## EXERCISE PROMPT:
Gather from the material every line that contains the string "styles".

## DATA BLOCK:
——
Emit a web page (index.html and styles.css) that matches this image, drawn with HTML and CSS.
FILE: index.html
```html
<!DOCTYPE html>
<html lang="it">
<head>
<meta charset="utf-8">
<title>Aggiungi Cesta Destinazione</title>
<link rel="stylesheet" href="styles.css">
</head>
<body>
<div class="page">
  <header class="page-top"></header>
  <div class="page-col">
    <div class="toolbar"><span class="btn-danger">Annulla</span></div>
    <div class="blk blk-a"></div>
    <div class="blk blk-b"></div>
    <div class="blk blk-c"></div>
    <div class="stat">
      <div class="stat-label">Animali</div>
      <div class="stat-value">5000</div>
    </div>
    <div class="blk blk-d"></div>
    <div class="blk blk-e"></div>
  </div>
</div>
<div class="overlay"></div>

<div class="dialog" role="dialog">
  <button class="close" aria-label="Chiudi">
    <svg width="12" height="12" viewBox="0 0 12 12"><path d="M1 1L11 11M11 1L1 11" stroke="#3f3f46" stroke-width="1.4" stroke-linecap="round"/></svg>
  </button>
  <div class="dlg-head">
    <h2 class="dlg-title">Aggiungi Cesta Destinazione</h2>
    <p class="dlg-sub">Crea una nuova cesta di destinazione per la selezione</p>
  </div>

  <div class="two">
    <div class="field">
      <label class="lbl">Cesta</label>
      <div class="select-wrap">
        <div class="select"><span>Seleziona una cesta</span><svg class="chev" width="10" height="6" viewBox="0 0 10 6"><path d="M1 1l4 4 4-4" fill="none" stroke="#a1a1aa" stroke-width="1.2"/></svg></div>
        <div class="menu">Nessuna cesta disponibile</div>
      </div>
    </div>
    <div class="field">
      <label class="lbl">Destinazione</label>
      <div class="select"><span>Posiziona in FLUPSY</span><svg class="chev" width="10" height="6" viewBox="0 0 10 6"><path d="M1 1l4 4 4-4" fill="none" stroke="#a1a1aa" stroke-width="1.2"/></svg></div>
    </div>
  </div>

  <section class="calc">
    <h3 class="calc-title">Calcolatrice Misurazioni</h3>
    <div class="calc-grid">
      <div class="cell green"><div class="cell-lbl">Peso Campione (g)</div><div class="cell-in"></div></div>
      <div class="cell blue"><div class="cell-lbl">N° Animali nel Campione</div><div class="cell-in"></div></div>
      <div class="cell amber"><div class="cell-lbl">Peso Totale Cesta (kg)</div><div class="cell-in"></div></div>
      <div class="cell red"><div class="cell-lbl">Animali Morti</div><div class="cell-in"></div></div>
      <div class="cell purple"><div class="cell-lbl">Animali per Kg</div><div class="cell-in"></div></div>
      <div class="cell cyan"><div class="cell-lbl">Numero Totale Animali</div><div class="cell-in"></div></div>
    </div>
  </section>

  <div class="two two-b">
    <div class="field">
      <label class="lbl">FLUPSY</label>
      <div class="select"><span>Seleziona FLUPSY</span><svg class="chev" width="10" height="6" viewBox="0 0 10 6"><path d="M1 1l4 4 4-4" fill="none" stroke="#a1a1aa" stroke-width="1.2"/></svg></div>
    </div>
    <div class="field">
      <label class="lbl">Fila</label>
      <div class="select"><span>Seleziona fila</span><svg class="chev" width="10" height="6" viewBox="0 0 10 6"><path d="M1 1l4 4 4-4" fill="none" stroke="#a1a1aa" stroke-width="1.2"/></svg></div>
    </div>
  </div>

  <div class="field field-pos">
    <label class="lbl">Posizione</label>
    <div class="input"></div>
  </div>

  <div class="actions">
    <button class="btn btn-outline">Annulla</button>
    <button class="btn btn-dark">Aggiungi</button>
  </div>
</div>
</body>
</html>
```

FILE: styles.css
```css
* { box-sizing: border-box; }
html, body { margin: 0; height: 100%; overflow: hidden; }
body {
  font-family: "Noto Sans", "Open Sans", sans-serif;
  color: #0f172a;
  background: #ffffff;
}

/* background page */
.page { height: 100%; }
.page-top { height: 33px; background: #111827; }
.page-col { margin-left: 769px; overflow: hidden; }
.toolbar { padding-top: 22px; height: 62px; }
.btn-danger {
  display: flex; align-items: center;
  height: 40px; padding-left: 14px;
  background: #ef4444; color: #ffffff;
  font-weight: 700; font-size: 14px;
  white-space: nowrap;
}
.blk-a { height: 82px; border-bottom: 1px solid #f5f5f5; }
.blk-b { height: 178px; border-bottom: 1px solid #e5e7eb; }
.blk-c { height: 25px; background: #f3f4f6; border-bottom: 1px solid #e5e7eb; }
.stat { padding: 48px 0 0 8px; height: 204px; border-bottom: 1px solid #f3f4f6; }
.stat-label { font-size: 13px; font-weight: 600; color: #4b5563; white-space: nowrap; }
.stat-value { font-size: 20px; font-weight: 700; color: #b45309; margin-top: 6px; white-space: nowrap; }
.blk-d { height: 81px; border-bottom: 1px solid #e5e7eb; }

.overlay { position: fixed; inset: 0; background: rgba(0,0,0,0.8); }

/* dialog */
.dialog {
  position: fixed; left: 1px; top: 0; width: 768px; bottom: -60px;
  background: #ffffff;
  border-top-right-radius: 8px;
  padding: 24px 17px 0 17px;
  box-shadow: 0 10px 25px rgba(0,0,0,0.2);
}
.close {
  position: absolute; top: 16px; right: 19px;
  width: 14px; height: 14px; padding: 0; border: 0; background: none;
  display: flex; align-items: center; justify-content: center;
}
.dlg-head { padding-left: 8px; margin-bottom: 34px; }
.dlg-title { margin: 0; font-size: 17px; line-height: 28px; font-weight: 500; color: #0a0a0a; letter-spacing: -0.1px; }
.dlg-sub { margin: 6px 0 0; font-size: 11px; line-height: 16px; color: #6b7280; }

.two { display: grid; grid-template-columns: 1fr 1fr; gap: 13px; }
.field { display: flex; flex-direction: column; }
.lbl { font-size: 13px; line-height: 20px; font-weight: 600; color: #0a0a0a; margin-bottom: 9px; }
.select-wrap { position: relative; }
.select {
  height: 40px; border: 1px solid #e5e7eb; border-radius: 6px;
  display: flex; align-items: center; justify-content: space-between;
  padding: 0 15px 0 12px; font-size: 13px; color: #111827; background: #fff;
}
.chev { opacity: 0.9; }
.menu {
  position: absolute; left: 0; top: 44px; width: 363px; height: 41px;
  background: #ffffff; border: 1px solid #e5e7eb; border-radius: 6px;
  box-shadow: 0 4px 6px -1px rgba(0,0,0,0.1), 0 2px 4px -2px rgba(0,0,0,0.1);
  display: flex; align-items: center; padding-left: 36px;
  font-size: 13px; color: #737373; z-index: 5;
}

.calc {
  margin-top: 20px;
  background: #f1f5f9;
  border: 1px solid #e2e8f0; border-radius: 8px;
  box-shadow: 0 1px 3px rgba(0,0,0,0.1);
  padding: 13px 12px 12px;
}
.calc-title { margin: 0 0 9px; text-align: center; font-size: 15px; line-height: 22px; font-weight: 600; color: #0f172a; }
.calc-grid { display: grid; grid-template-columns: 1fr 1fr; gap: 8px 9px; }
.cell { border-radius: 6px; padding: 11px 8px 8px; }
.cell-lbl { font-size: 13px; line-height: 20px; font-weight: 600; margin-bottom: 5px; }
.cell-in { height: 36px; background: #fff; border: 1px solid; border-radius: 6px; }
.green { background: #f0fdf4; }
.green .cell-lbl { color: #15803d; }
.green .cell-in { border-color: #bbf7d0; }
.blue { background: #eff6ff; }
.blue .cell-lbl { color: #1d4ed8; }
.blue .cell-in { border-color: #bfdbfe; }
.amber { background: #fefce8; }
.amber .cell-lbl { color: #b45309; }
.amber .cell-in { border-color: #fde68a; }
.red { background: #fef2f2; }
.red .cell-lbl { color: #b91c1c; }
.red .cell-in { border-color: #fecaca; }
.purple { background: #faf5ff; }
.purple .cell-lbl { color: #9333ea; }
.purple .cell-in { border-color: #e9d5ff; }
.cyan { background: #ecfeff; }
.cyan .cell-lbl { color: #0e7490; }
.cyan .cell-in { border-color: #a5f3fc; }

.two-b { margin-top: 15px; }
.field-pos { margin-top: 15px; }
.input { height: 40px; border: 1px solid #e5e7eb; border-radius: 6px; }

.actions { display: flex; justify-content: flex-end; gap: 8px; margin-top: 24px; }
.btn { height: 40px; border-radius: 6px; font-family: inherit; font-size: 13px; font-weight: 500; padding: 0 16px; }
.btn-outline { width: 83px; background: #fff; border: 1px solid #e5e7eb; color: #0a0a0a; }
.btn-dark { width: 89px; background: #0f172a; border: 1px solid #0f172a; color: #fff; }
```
——
## RESPONSE BELOW:
Emit a web page (index.html and styles.css) that matches this image, drawn with HTML and CSS.
<link rel="stylesheet" href="styles.css">
FILE: styles.css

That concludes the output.